Lyle contextualizes his tale within the frame of existentialism, saying, “I once found underlined in a book my father owned, ‘the pain of being a man’” (19). Richards’s novel takes place in a distinctly philosophical realm. Terrieux is “cynical of change, the way most intelligent people are” (1), a member then, of the Cynic school of philosophy. Lyle’s decision to live on the streets and his critique of society and its hypocrisies are also the stance of a Cynic. The men “mirror” each-other in this sense, sharing something in their mutually disaffected and isolated states.

In Chapter 1 of “Mercy,” Roy and Sydney Henderson receive no mercy yet show mercy to others. The opening of the novel, describing bright white snow on church roofs, is suggestive of the purity of the Christian religion. “Blessed are the meek,” Christ proclaims in the New Testament. Though meek, society certainly does not bless Sydney and Roy Henderson. The representative of the social welfare system, Dr. David Scone, refuses Sydney any upward mobility in his young life when he rejects his request for a further education. As Lyle emphasizes throughout the novel, Scone also fails to support Canada’s native inhabitants, despite studying them: “the intellectual class, most of them ensconced in universities far away from any native man or woman” (23).

In contrast, Jay Beard is a neighbor to Sydney in the Christian sense, hiring him so that he can support himself, and selling him his books so that Sydney can have an education.

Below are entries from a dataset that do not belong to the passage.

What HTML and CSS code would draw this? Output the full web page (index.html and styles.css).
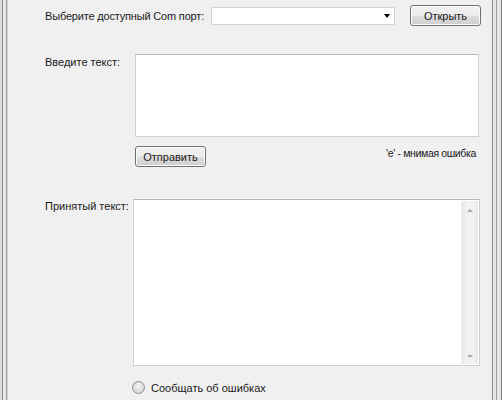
FILE: index.html
```html
<!DOCTYPE html>
<html lang="ru">
<head>
<meta charset="utf-8">
<title>Com port</title>
<link rel="stylesheet" href="styles.css">
</head>
<body>
<div class="frame">
  <div class="row row-port">
    <span class="label label-port">Выберите доступный Com порт:</span>
    <div class="combo"><span class="combo-arrow"></span></div>
    <button class="btn btn-open">Открыть</button>
  </div>
  <div class="row row-send">
    <span class="label label-send">Введите текст:</span>
    <div class="textbox textbox-send"></div>
  </div>
  <div class="row row-action">
    <button class="btn btn-send">Отправить</button>
    <span class="hint">'e' - мнимая ошибка</span>
  </div>
  <div class="row row-recv">
    <span class="label label-recv">Принятый текст:</span>
    <div class="textbox textbox-recv">
      <div class="scrollbar">
        <span class="arrow-up"></span>
        <span class="arrow-down"></span>
      </div>
    </div>
  </div>
  <div class="row row-radio">
    <span class="radio"></span>
    <span class="radio-label">Сообщать об ошибках</span>
  </div>
</div>
</body>
</html>
```
FILE: styles.css
```css
html, body {
  margin: 0;
  padding: 0;
  background: #f0f0f0;
}
.frame {
  width: 502px;
  height: 400px;
  box-sizing: border-box;
  overflow: hidden;
  background: #f0f0f0;
  font-family: "Liberation Sans", Arial, sans-serif;
  font-size: 11px;
  color: #1a1a1a;
  box-shadow:
    inset 2px 0 0 #dcdcdc,
    inset 3px 0 0 #8c8c8c,
    inset 6px 0 0 #e6e6e6,
    inset 7px 0 0 #a3a3a3,
    inset 8px 0 0 #d0d0d0,
    inset -1px 0 0 #7a7a7a,
    inset -5px 0 0 #e6e6e6,
    inset -6px 0 0 #a3a3a3,
    inset -9px 0 0 #e6e6e6,
    inset -10px 0 0 #8c8c8c;
}
.row {
  display: flex;
}
.row-port {
  align-items: center;
  padding: 5px 0 0 45px;
  height: 21px;
}
.label-port {
  width: 166px;
  padding-top: 1px;
  letter-spacing: -0.18px;
}
.combo {
  position: relative;
  width: 184px;
  height: 18px;
  box-sizing: border-box;
  background: #fff;
  border: 1px solid #d2d2d2;
  margin-right: 15px;
}
.combo-arrow {
  position: absolute;
  right: 4px;
  top: 6px;
  width: 0;
  height: 0;
  border-left: 3.5px solid transparent;
  border-right: 3.5px solid transparent;
  border-top: 4px solid #000;
}
.btn {
  width: 71px;
  height: 21px;
  box-sizing: border-box;
  padding: 0;
  border: 1px solid #707070;
  border-radius: 3px;
  background: linear-gradient(#f2f2f2 0%, #ebebeb 50%, #dddddd 51%, #cfcfcf 100%);
  box-shadow: inset 0 0 0 1px #fcfcfc;
  font-family: "Liberation Sans", Arial, sans-serif;
  font-size: 11px;
  color: #1a1a1a;
}
.row-send {
  margin-top: 28px;
  padding-left: 45px;
}
.label-send {
  width: 90px;
  padding-top: 2px;
}
.textbox {
  box-sizing: border-box;
  background: #fff;
  border: 1px solid #d0d0d0;
  border-top-color: #b5b5b5;
}
.textbox-send {
  width: 344px;
  height: 83px;
}
.row-action {
  margin-top: 9px;
  padding-left: 135px;
  width: 341px;
  justify-content: space-between;
  align-items: flex-start;
}
.hint {
  padding-top: 1px;
  font-size: 10.5px;
  letter-spacing: -0.35px;
}
.row-recv {
  margin-top: 32px;
  padding-left: 45px;
}
.label-recv {
  width: 88px;
  padding-top: 1px;
}
.textbox-recv {
  width: 347px;
  height: 167px;
  display: flex;
  justify-content: flex-end;
  padding: 1px;
}
.scrollbar {
  width: 17px;
  display: flex;
  flex-direction: column;
  justify-content: space-between;
  align-items: center;
  background: linear-gradient(90deg, #e8e8e8, #f2f2f2 30%, #f2f2f2 70%, #e8e8e8);
  border-left: 1px solid #ededed;
  padding: 8px 0 6px;
  box-sizing: border-box;
}
.arrow-up, .arrow-down {
  width: 0;
  height: 0;
  border-left: 3.5px solid transparent;
  border-right: 3.5px solid transparent;
}
.arrow-up {
  border-bottom: 3px solid #a8a8a8;
}
.arrow-down {
  border-top: 3px solid #a8a8a8;
}
.row-radio {
  margin-top: 15px;
  padding-left: 132px;
  align-items: center;
}
.radio {
  width: 13px;
  height: 13px;
  box-sizing: border-box;
  border-radius: 50%;
  border: 1px solid #8e8f8f;
  background: radial-gradient(circle at 50% 40%, #f4f4f4 0%, #dcdcdc 60%, #cfcfcf 100%);
  margin-right: 6px;
}
.radio-label {
  padding-top: 1px;
}
```
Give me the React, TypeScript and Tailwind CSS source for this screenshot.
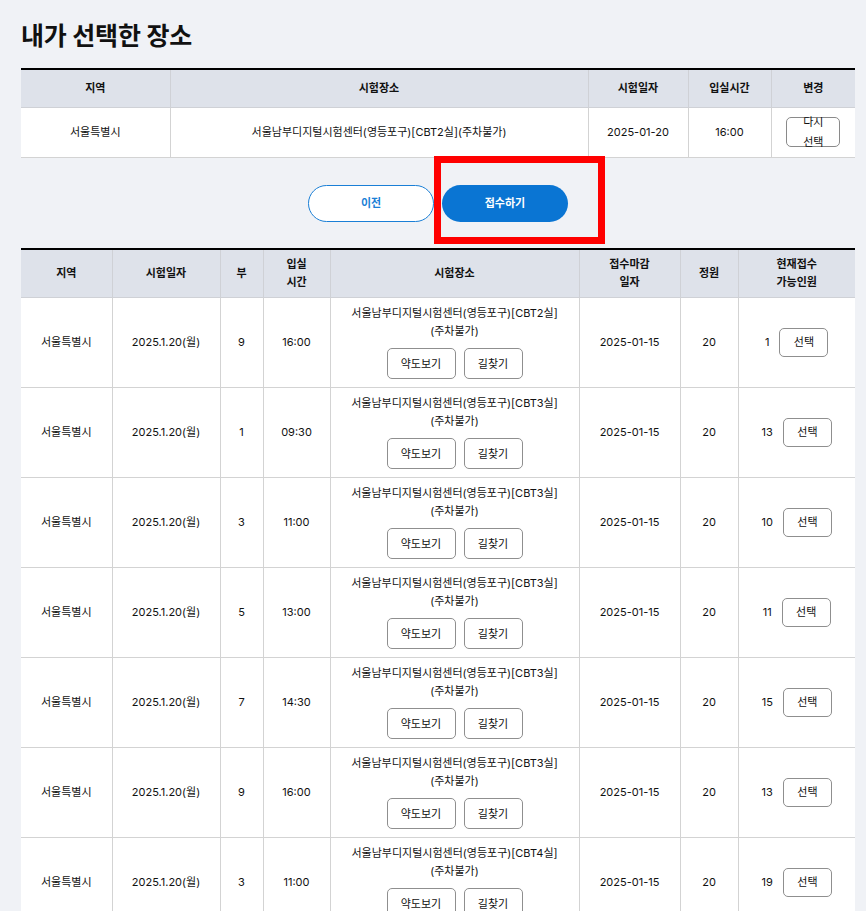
import React from "react";

const font = { fontFamily: 'Inter, "Noto Sans CJK KR", sans-serif' };

type Row = { bu: string; time: string; room: string; remain: string };

const rows: Row[] = [
  { bu: "9", time: "16:00", room: "CBT2실", remain: "1" },
  { bu: "1", time: "09:30", room: "CBT3실", remain: "13" },
  { bu: "3", time: "11:00", room: "CBT3실", remain: "10" },
  { bu: "5", time: "13:00", room: "CBT3실", remain: "11" },
  { bu: "7", time: "14:30", room: "CBT3실", remain: "15" },
  { bu: "9", time: "16:00", room: "CBT3실", remain: "13" },
  { bu: "3", time: "11:00", room: "CBT4실", remain: "19" },
];

const th = "border-x border-b border-[#cfd1d6] font-bold text-center align-middle leading-[18px] first:border-l-0 last:border-r-0";
const td = "border border-[#d3d3d3] text-center align-middle first:border-l-0 last:border-r-0";

export default function App() {
  return (
    <div className="min-h-[911px] w-[866px] bg-[#f0f2f6] text-[#111] text-[11px] font-normal" style={font}>
      <div className="pl-[21px] pr-[11px] pt-[20px]">
        <h1 className="text-[25px] font-bold leading-[32px] tracking-[-0.2px]">내가 선택한 장소</h1>

        <table className="mt-[16px] w-full table-fixed border-collapse border-t-2 border-black bg-white">
          <colgroup>
            <col className="w-[149px]" />
            <col className="w-[418px]" />
            <col className="w-[100px]" />
            <col className="w-[83px]" />
            <col className="w-[84px]" />
          </colgroup>
          <thead>
            <tr className="h-[38px] bg-[#dee2ea]">
              <th className={th}>지역</th>
              <th className={th}>시험장소</th>
              <th className={th}>시험일자</th>
              <th className={th}>입실시간</th>
              <th className={th}>변경</th>
            </tr>
          </thead>
          <tbody>
            <tr className="h-[50px]">
              <td className={td}>서울특별시</td>
              <td className={td}>서울남부디지털시험센터(영등포구)[CBT2실](주차불가)</td>
              <td className={td}>2025-01-20</td>
              <td className={td}>16:00</td>
              <td className={td}>
                <div className="flex justify-center">
                  <button className="flex h-[30px] w-[54px] flex-col items-center justify-center overflow-visible rounded-[5px] border border-[#8a8a8a] bg-white leading-[20px]">
                    <span>다시</span>
                    <span>선택</span>
                  </button>
                </div>
              </td>
            </tr>
          </tbody>
        </table>

        <div className="flex justify-center gap-[8px] pb-[26px] pt-[27px]">
          <button className="h-[37px] w-[126px] rounded-full border border-[#1a7fd6] bg-white text-[11px] font-bold text-[#1a7fd6]">
            이전
          </button>
          <div className="relative">
            <button className="h-[37px] w-[126px] rounded-full bg-[#0a75d3] text-[11px] font-bold text-white">
              접수하기
            </button>
            <div className="pointer-events-none absolute left-[-8px] top-[-29px] h-[88px] w-[171px] border-[7px] border-[#ff0000]" />
          </div>
        </div>

        <table className="w-full table-fixed border-collapse border-t-2 border-black bg-white">
          <colgroup>
            <col className="w-[91px]" />
            <col className="w-[108px]" />
            <col className="w-[43px]" />
            <col className="w-[67px]" />
            <col className="w-[249px]" />
            <col className="w-[101px]" />
            <col className="w-[58px]" />
            <col className="w-[117px]" />
          </colgroup>
          <thead>
            <tr className="h-[49px] bg-[#dee2ea]">
              <th className={th}>지역</th>
              <th className={th}>시험일자</th>
              <th className={th}>부</th>
              <th className={th}>
                입실
                <br />
                시간
              </th>
              <th className={th}>시험장소</th>
              <th className={th}>
                접수마감
                <br />
                일자
              </th>
              <th className={th}>정원</th>
              <th className={th}>
                현재접수
                <br />
                가능인원
              </th>
            </tr>
          </thead>
          <tbody>
            {rows.map((r, i) => (
              <tr key={i}>
                <td className={td}>서울특별시</td>
                <td className={td}>2025.1.20(월)</td>
                <td className={td}>{r.bu}</td>
                <td className={td}>{r.time}</td>
                <td className={td}>
                  <div className="flex flex-col items-center pb-[8px] pt-[6px] leading-[18px]">
                    <span>서울남부디지털시험센터(영등포구)[{r.room}]</span>
                    <span>(주차불가)</span>
                    <div className="mt-[8px] flex gap-[8px]">
                      <button className="h-[31px] w-[69px] rounded-[5px] border border-[#8f8f8f] bg-white">약도보기</button>
                      <button className="h-[31px] w-[59px] rounded-[5px] border border-[#8f8f8f] bg-white">길찾기</button>
                    </div>
                  </div>
                </td>
                <td className={td}>2025-01-15</td>
                <td className={td}>20</td>
                <td className={td}>
                  <div className="flex items-center justify-center gap-[10px]">
                    <span>{r.remain}</span>
                    <button className="h-[29px] w-[49px] rounded-[5px] border border-[#8f8f8f] bg-white">선택</button>
                  </div>
                </td>
              </tr>
            ))}
          </tbody>
        </table>
      </div>
    </div>
  );
}
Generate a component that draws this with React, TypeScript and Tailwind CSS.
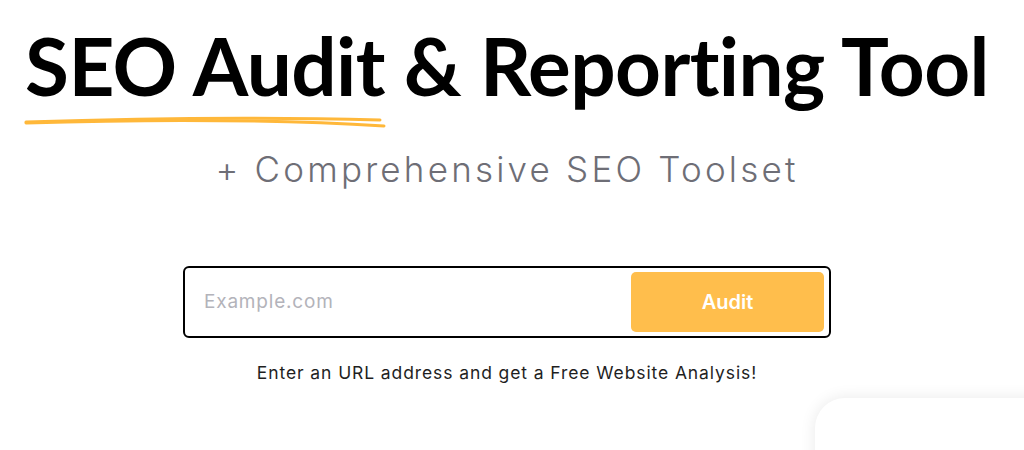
import React from 'react';

const Underline = () => (
  <svg width="364" height="16" viewBox="0 0 364 16" fill="none" className="block">
    <path d="M2 8 C 120 4, 250 3, 356 6" stroke="#ffb83a" strokeWidth="3" strokeLinecap="round" />
    <path d="M2 9 C 130 5, 260 6, 360 12" stroke="#ffb83a" strokeWidth="3" strokeLinecap="round" />
  </svg>
);

const App = () => {
  const [url, setUrl] = React.useState('');

  return (
    <div className="relative w-[1024px] h-[450px] overflow-hidden bg-white font-['Inter',sans-serif]">
      <div className="flex flex-col items-center pt-[20px] pr-[10px]">
        <div className="flex flex-col">
          <h1 className="font-['Lato',sans-serif] text-[80px] leading-[90px] font-bold tracking-[-0.6px] text-black whitespace-nowrap">
            SEO Audit &amp; Reporting Tool
          </h1>
          <div className="mt-[4px] -ml-[1px]">
            <Underline />
          </div>
        </div>
        <p className="mt-[17px] text-[35px] leading-[44px] font-light tracking-[3.2px] text-[#6e6e76]">
          + Comprehensive SEO Toolset
        </p>

        <div className="mt-[75px] w-[648px] h-[72px] border-2 border-black rounded-[6px] flex items-center pl-[19px] pr-[5px]">
          <input
            value={url}
            onChange={e => setUrl(e.target.value)}
            placeholder="Example.com"
            className="flex-1 text-[19px] tracking-[0.8px] text-black placeholder:text-[#b3b3ba] outline-none bg-transparent"
          />
          <button className="w-[193px] h-[60px] rounded-[5px] bg-[#ffbe4c] text-white text-[20px] font-semibold">
            Audit
          </button>
        </div>
        <p className="mt-[22px] text-[17.5px] tracking-[0.9px] text-[#1f1f1f]">
          Enter an URL address and get a Free Website Analysis!
        </p>
      </div>

      <div className="absolute left-[815px] top-[398px] w-[260px] h-[120px] bg-white rounded-[30px] shadow-[0_0_16px_rgba(0,0,0,0.09)]" />
    </div>
  );
};

export default App;
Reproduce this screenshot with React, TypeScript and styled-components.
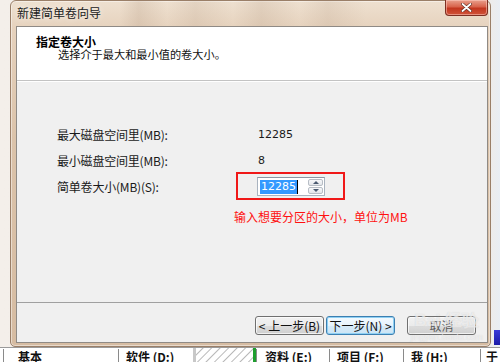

To Lyle, the university professors are removed from “real” life, marked by the kind of hardship that the Hendersons endure. This division, or distinction between reality and the world of fiction, continues throughout the novel, which is characterized by realism but imbued with allegory. One example of this is Roy’s difficulty in distinguishing between real and fake blood on television. In the same way, Elly later interprets the deceitful manipulations of the other characters as “miracles.” Elly and Sydney Henderson live their lives in the parabolic dimension, where the host literally becomes the blood of Christ, and the family’s sufferings are akin to the tests of Job.

In the community in which the Hendersons live, this system of hermeneutics has devolved into hypocrisy. The community worships false idols, whether those idols are McVicer’s money or Mat Pit. Many of the literal events in the novel have additional significance when placed within a Christian context. It is left to the reader to discern the moral of this pseudo parable.

Elly Henderson is unintelligent and does miss social cues, yet she possesses an “elemental” understanding. In this sense, she is representative of the natural, as opposed to the hypocrisy of society. Society shuns the Hendersons because they refuse to compromise truth. Elly perceives what she calls “miracles” in nature and names her daughter “Autumn” after a gust of wind inspires her. Sydney sees Elly as an angel, but later, she kisses him and tastes of radishes, revealing her essential naturalism.

Sydney and Elly are comparable to Adam and Eve in their innocence, independence, and the natural setting of their home. Their persecution during their lives and reification after death is saint-like, and follows the pattern of Christ’s own life, during which he was persecuted and killed before being reborn. The serpent in the Hendersons’ Eden is the Pit household. The Pits spread lies about the Hendersons throughout the novel, still, Sydney and Elly help Cynthia when she is in labor. When the child is born, it is dead, and is shrouded in Christmas lights. This event, like many in the novel, is a tragic parody of the Christ story. Cynthia’s child is stillborn during the celebration of Christ’s birthday.